10. It can be hard to say goodbye to dogs and cats you've looked after for a long time.

It should be the best part of our job, and sometimes it is, but you miss them when they leave. We often have a lot of say in who gets to rehome our charges though, and watching them go home with the "ideal" family really helps soften the blow.

11. So we love it when people bring our ex-residents in for a visit.

People sometimes think that we won't remember them, but we almost always do! What's even better is that they almost always remember us, particularly the dogs.

12. Loads of people return pets they've rehomed without even giving them a chance.

Bringing a new pet back after a day or two just because they peed on your floor or barked at the neighbour is pretty poor behaviour. They need (and deserve) at least a few weeks to find their feet – Adaptil plug-ins are great for helping dogs settle.


13. We're always really disappointed when visitors think Staffordshire bull terriers are "vicious".

Every day we see staffies being passed over by customers who believe the media hype that they're dangerous. They don't believe us when we tell them that the smiley, child-friendly dog in front of them is perfect for their young family – rather than the nippy Yorkshire terrier they've set their heart on. (We really do know best).

14. It's even more disappointing when pets get passed over because they're "ugly".

It's can be a bit infuriating when we put a pedigree fluffball up for adoption and it gets snapped up in an hour, especially when the less cute (but equally loving) dog next to it has been with us for over a year.
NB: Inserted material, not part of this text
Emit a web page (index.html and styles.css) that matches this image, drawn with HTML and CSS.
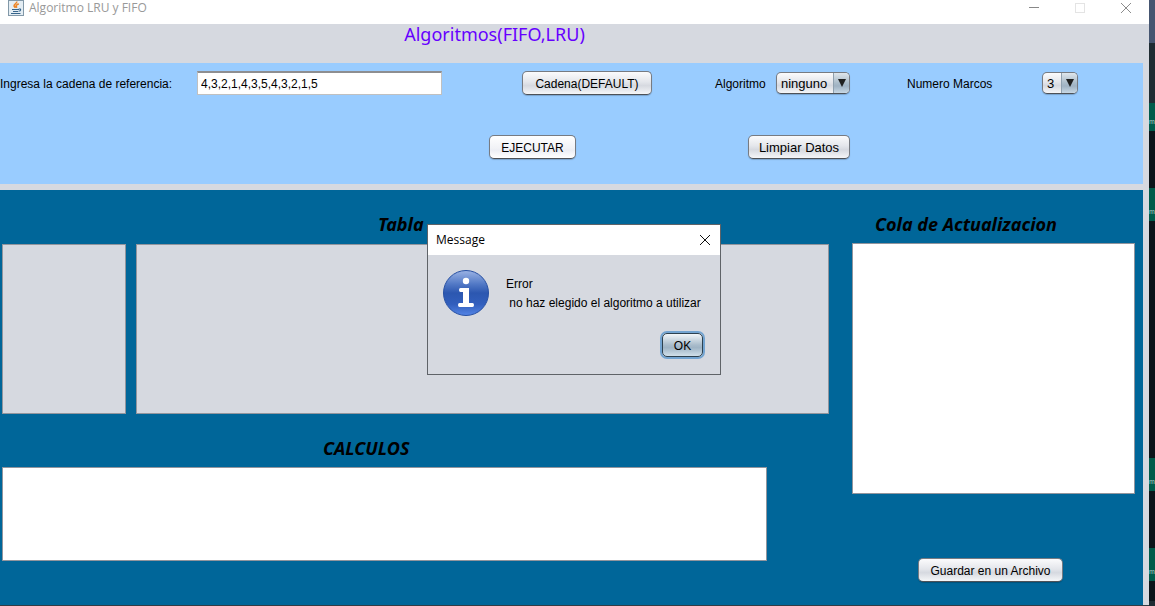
FILE: index.html
```html
<!DOCTYPE html>
<html lang="es">
<head>
<meta charset="utf-8">
<title>Algoritmo LRU y FIFO</title>
<link rel="stylesheet" href="styles.css">
</head>
<body>
<div class="window">
  <header class="titlebar">
    <svg class="app-icon" width="16" height="16" viewBox="0 0 16 16" aria-hidden="true">
      <rect x=".5" y=".5" width="15" height="15" fill="#e4edf3" stroke="#8298a8"/>
      <path d="M8.600 1.500c1 1.600-2.900 2.700-2.500 4.400.1.800 1 1.300 1.200 2M10.700 3.800C9 4.700 7.800 5.100 8 6c.1.600.9.900.4 1.900" fill="none" stroke="#ed8424" stroke-width="1.600"/>
      <path d="M4 9.500h7M5 11.500h5M10.700 9c2.800-.5 2.500 2-.2 2.300M3 13.500h9.500" fill="none" stroke="#37658c" stroke-width="1.100"/>
    </svg>
    <span class="app-title">Algoritmo LRU y FIFO</span>
    <div class="window-actions">
      <button type="button" aria-label="Minimizar"><svg width="12" height="12" viewBox="0 0 12 12"><path d="M1 5.500h10" stroke="#888"/></svg></button>
      <button type="button" aria-label="Maximizar"><svg width="12" height="12" viewBox="0 0 12 12"><rect x="1.500" y="1.500" width="9" height="9" fill="none" stroke="#e4e4e4"/></svg></button>
      <button type="button" aria-label="Cerrar"><svg width="12" height="12" viewBox="0 0 12 12"><path d="M1 1l10 10M11 1L1 11" stroke="#8c8c8c"/></svg></button>
    </div>
  </header>

  <h1 class="heading">Algoritmos(FIFO,LRU)</h1>

  <form class="controls">
    <div class="row row-main">
      <label class="reference-label" for="cadena">Ingresa la cadena de referencia:</label>
      <input class="field" id="cadena" type="text" value="4,3,2,1,4,3,5,4,3,2,1,5">
      <button class="btn btn-default" type="button">Cadena(DEFAULT)</button>
      <label class="algorithm-label" for="algoritmo">Algoritmo</label>
      <span class="combo combo-wide">
        <select id="algoritmo"><option>ninguno</option><option>FIFO</option><option>LRU</option></select>
        <span class="combo-arrow"><svg width="8" height="8" viewBox="0 0 8 8"><path d="M0 0h8L4 8z" fill="#202020"/></svg></span>
      </span>
      <label class="frames-label" for="marcos">Numero Marcos</label>
      <span class="combo combo-narrow">
        <select id="marcos"><option>3</option><option>4</option><option>5</option></select>
        <span class="combo-arrow"><svg width="8" height="8" viewBox="0 0 8 8"><path d="M0 0h8L4 8z" fill="#202020"/></svg></span>
      </span>
    </div>
    <div class="row row-actions">
      <button class="btn btn-run" type="button">EJECUTAR</button>
      <button class="btn btn-clear" type="button">Limpiar Datos</button>
    </div>
  </form>

  <main class="results">
    <section class="left">
      <h2 class="section-title title-table">Tabla</h2>
      <div class="tables">
        <div class="panel"></div>
        <div class="panel"></div>
      </div>
      <h2 class="section-title title-calc" id="calculos">CALCULOS</h2>
      <textarea class="area area-calc" aria-labelledby="calculos"></textarea>
    </section>
    <section class="right">
      <h2 class="section-title title-queue" id="cola">Cola de Actualizacion</h2>
      <textarea class="area area-queue" aria-labelledby="cola"></textarea>
      <button class="btn btn-save" type="button">Guardar en un Archivo</button>
    </section>
  </main>

  <dialog class="message" open aria-labelledby="message-title">
    <div class="message-bar">
      <span id="message-title">Message</span>
      <button class="message-close" type="button" aria-label="Cerrar"><svg width="12" height="12" viewBox="0 0 12 12"><path d="M1 1l10 10M11 1L1 11" stroke="#111"/></svg></button>
    </div>
    <div class="message-body">
      <svg class="info" width="48" height="48" viewBox="0 0 48 48" aria-hidden="true">
        <defs><linearGradient id="blue" x1="0" y1="0" x2="0" y2="1">
          <stop offset="0" stop-color="#9bb3e4"/><stop offset=".3" stop-color="#5279c6"/><stop offset=".5" stop-color="#2c57b0"/><stop offset=".75" stop-color="#325fbd"/><stop offset="1" stop-color="#5485e6"/>
        </linearGradient></defs>
        <circle cx="24" cy="24" r="22.500" fill="url(#blue)" stroke="#2750a3"/>
        <circle cx="24" cy="12" r="3.200" fill="#fff"/>
        <path d="M18.500 19H27v15h3.500q1.500 0 1.500 2t-1.500 2h-13q-1.500 0-1.500-2t1.500-2H21V23h-2.500q-1.500 0-1.500-2t1.500-2z" fill="#fff"/>
      </svg>
      <p class="message-text">Error
 no haz elegido el algoritmo a utilizar</p>
    </div>
    <button class="btn btn-ok" type="button">OK</button>
  </dialog>
</div>
<aside class="backdrop" aria-hidden="true">
  <div class="strip sky"></div>
  <div class="strip bar"></div>
  <div class="strip bubble">m</div>
  <div class="strip gap"></div>
  <div class="strip bubble">m</div>
  <div class="strip chat"></div>
  <div class="strip bubble">m</div>
  <div class="strip gap"></div>
  <div class="strip bubble">m</div>
  <div class="strip rest"></div>
  <div class="strip foot"></div>
</aside>
</body>
</html>
```

FILE: styles.css
```css
* { box-sizing: border-box; }

body {
  margin: 0;
  min-height: 100vh;
  display: grid;
  grid-template-columns: 1fr 6px;
  font: 12px/16px "Liberation Sans", Arial, sans-serif;
  color: #000;
}

button, input, select, textarea { font: inherit; color: inherit; }
h1, h2, p { margin: 0; }
svg { display: block; }

.window {
  position: relative;
  display: flex;
  flex-direction: column;
  background: #d6d9e0;
  border-bottom: 1px solid #333c44;
}

/* Title bar */
.titlebar {
  display: flex;
  align-items: center;
  height: 24px;
  padding: 0 8px 8px;
  background: #fff;
}
.app-title {
  flex: 1;
  margin-left: 5px;
  font-family: "Open Sans", sans-serif;
  color: #999;
}
.window-actions { display: flex; gap: 22px; padding-right: 3px; }
.window-actions button {
  display: grid;
  place-items: center;
  width: 24px;
  height: 16px;
  padding: 0;
  border: 0;
  background: none;
}

.heading {
  height: 39px;
  padding-right: 160px;
  font: 18px/21px "Noto Sans", sans-serif;
  text-align: center;
  color: #60f;
}

/* Controls */
.controls {
  height: 121px;
  margin-right: 6px;
  padding-top: 8px;
  background: #9cf;
}
.controls label { padding-top: 2px; }
.row { display: grid; align-items: center; }
.row-main { grid-template-columns: 197fr 245fr 80fr 130px 63fr 61px 74px 57fr 135fr 36px 65fr; }
.row-main .btn-default { grid-column: 4; }
.row-main .algorithm-label { grid-column: 6; }
.row-main .frames-label { grid-column: 9; }
.row-actions {
  grid-template-columns: 489fr 87px 172fr 102px 293fr;
  margin-top: 40px;
}
.btn-run { grid-column: 2; }
.btn-clear { grid-column: 4; }

.field {
  width: 100%;
  height: 24px;
  padding: 0 3px;
  border: 1px solid #c0c0c0;
  border-top: 2px solid #8d8e91;
  background: #fff;
}
.btn {
  height: 24px;
  padding: 2px 0 0;
  border: 1px solid #777b82;
  border-bottom-color: #4d5157;
  border-radius: 5px;
  background: linear-gradient(#fbfbfc, #e4e6eb 45%, #d6d9e0 62%, #f5f6f8);
  box-shadow: 0 1px 1px #0003;
  white-space: nowrap;
}
.btn-run { background: linear-gradient(#fff, #f1f2f6 55%, #eceef4 65%, #fff); }

.combo {
  position: relative;
  display: flex;
  height: 22px;
}
.combo select {
  appearance: none;
  width: 100%;
  padding: 2px 20px 0 4px;
  border: 1px solid #777b82;
  border-bottom-color: #4d5157;
  border-radius: 5px;
  background: linear-gradient(#fbfbfc, #e4e6eb 45%, #d6d9e0 62%, #f5f6f8);
  box-shadow: 0 1px 1px #0003;
}
.combo select, .btn-clear { font-size: 13px; }
.combo-arrow {
  position: absolute;
  inset: 1px 1px 1px auto;
  display: grid;
  place-items: center;
  width: 16px;
  border-left: 1px solid #8fa0af;
  border-radius: 0 4px 4px 0;
  background: linear-gradient(#dfe6ec, #aabbc9 50%, #9fb2c3 65%, #c8d8e5);
  pointer-events: none;
}

/* Results */
.results {
  flex: 1;
  display: grid;
  grid-template-columns: 827fr 283fr;
  gap: 23px;
  margin: 6px 6px 0 0;
  padding: 0 8px 0 2px;
  background: #069;
}
.left, .right { display: flex; flex-direction: column; }
.section-title {
  height: 54px;
  padding-top: 20px;
  font: italic bold 18px/28px "Noto Sans", sans-serif;
}
.title-table { padding-left: 376px; }
.title-calc { height: 53px; padding-left: 321px; }
.title-queue { height: 53px; padding-left: 23px; }
.tables {
  display: grid;
  grid-template-columns: 124fr 693fr;
  gap: 10px;
  height: 170px;
}
.panel { border: 1px solid #92959d; background: #d6d9e0; }
.area {
  display: block;
  width: 100%;
  border: 1px solid #92959d;
  background: #fff;
  resize: none;
}
.area-calc { width: 92.5%; height: 94px; }
.area-queue { height: 251px; }
.btn-save {
  width: 145px;
  margin: 64px auto 23px 66px;
}

/* Message dialog */
.message {
  position: absolute;
  inset: 224px 1px auto 0;
  width: 294px;
  height: 151px;
  margin: 0 auto;
  padding: 0;
  border: 1px solid #5f6368;
  background: #d6d9e0;
  color: #000;
}
.message-bar {
  display: flex;
  align-items: center;
  justify-content: space-between;
  height: 30px;
  padding: 0 9px 0 8px;
  background: #fff;
  font-family: "Open Sans", sans-serif;
}
.message-close { padding: 0; border: 0; background: none; }
.message-body { display: flex; gap: 16px; padding: 14px 14px 0; }
.message-text { padding-top: 6px; line-height: 19px; white-space: pre; }
.btn-ok {
  display: block;
  width: 41px;
  margin: 16px 17px 0 auto;
  border-color: #2d414f;
  background: linear-gradient(#f2f6f9, #a9bccb 50%, #9fb4c5 62%, #d1e0ea);
  box-shadow: 0 0 0 2px #73a4d1;
}

/* Slice of the chat application behind the window */
.backdrop { display: flex; flex-direction: column; background: #0b141a; }
.sky { height: 43px; background: #465671; }
.bar { height: 60px; background: #1f2c33; }
.bubble {
  display: flex;
  align-items: end;
  height: 33px;
  padding-bottom: 4px;
  background: #005c4b;
  color: #b0cec8;
  font-size: 7px;
  line-height: 10px;
}
.bar + .bubble { height: 28px; }
.gap { height: 57px; }
.chat { height: 237px; }
.rest { flex: 1; }
.foot { height: 5px; background: #1f2c33; }
```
Unfashionable pets deserve homes too.

15. We occasionally have to turn down potential adopters.

Some pets and owners really aren't suited for each other. If we know a dog has separation anxiety and you're planning to leave it alone most of the time, we can't let you have it. The same goes for young couples who have only been dating for a week and decide to get a puppy together. Maybe leave it for a few months!

16. A few customers won't take no for an answer, and try to fib and bully their way into getting a pet.

They often fixate on one particularly "cute" (but wildly unsuitable) or pedigree pet, then ignore all our comments about it. They argue, lie, shout at us, and patronise us to try to convince us we should let them have it. Funnily enough, that never works.


17. People often try to rehome puppies and kittens as surprise Christmas gifts in December.

It's great that they want to adopt a pet instead of buying one, but a pet is for life, not just for Christmas. Bear in mind that the person you're planning on buying for might not want an animal, or might want to choose their own. We almost always ask people to come back in January instead, with the person the pet will be for.

18. But what's worse is the people who dump their pets just before Christmas, and their excuses.

"My mum's staying and she doesn't like dogs," is one excuse. "Her food is too expensive and I want to be able to buy presents" is another. It's pretty shocking.

19. Although the excuses people use at other times of year are almost as shocking, to be honest.

"My new girlfriend doesn't like her," "He got too big", "He barks when we leave him at home for alone eight hours straight" (no kidding), and, worst of all, "She got too old." Our job definitely makes us question human nature a lot of the time.

20. We cry at work way more often than you'd think.

Instagram: @lanirose__xo

We're tough and used to dealing with difficult situations, but some cases are particularly hard to deal with. When starved, abused, terrified, injured animals come in, it can be deeply sad, especially if they then have to be put to sleep.


21. But our passion is stronger than our heartache.

Our job might be hard, pooey, and sad at times, but we do it because we genuinely care about animals and we know that they need us. We're always there for them, and the passion and love we have for our furry charges help keep us going.

22. And meeting people who genuinely love animals and want to adopt them definitely brightens our day.

Instagram: @mrtwocats

One of the best parts of the job is dealing with genuine adopters who are willing to listen, accept our advice, and who go on to rehome a dog or cat you know they'll love and pamper forever. You guys more than make up for everything else.